Какое-то время Грей молчал. Потом он набрал побольше воздуха и со свистом выдохнул, изобразив тяжкий вздох.
Что ж, Преподобный, приходится отдать тебе должное, — произнес он угрюмо, — ибо то, чего ты добивался, если ты и впрямь хотел устроить бойню, ты выполнил и в деле своем весьма преуспел. Ну, до известного предела, конечно. Полагаю, даже ты толком не знаешь, каковы истинные цифры потерь, тем более бегал до сих пор, прятался. Но за те три дня и три ночи, что длились твои бесчинства, ты ухитрился существенно ускорить переход в мир иной пятидесяти пяти белым, не считая еще человек двадцати, получивших ранения и увечья и, что называется, выведенных, как говорят французы, hors de combat[23] по гроб жизни. К тому же один Бог знает, сколько бедных душ исковеркано горем и ужасными воспоминаниями так, что им до смерти не оправиться. Нет, — продолжал он, отламывая темный ком от плитки жевательного табака, — нет, надо отдать тебе должное, во многих отношениях ты поработал крепко. Мечом, топором и ружьем ты такую просеку проложил в нашем округе — ее надолго запомнят. Ты правильно говоришь, действительно ты чуть не вошел со своим войском в этот город. Вдобавок — впрочем, это я тебе уже говорил — ты на весь Юг нагнал страху, у всех аж поджилки трясутся. Такого ни одному ниггеру не удавалось.

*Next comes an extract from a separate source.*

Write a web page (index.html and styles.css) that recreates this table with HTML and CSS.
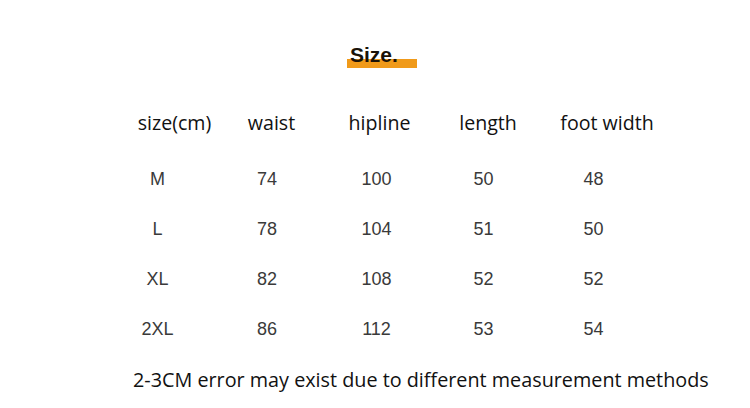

На это у меня ответа не нашлось.
Н-да, успех тебе сопутствовал, что верно, то верно. До известного предела. Уверяю тебя, — он ткнул в меня испачканным в табаке желтым пальцем, — именно что до предела. Потому что, строго говоря, Преподобный, по самому большому счету, ты с начала и до конца был обречен на провал, в действительности ничего, кроме фиаско, тебе не светило. Правильно? Потому что, как ты сам мне вчера рассказал, ни одной из больших подвижек, которые ты ожидал спровоцировать своим бунтом, просто не произошло. Правильно? Все какая-то мелкая ерунда, которую даже если в кучу собрать, и то она выеденного яйца не будет стоить. Правильно?
Трясясь от холода, я глядел вниз, между колен, на дощатый пол, где холодное железо лежало звеньями, будто ржавая якорная цепь, уходящая в мутные промозглые глубины. Внезапно я ощутил приближение собственной смерти, по коже головы пробежали мурашки, и я обдумал это ощущение с ужасом, смешанным с нетерпением. Мои руки тряслись, кости болели, и голос Грея доносился до меня, словно через поле — зимнее, неоглядное, занесенное снегом.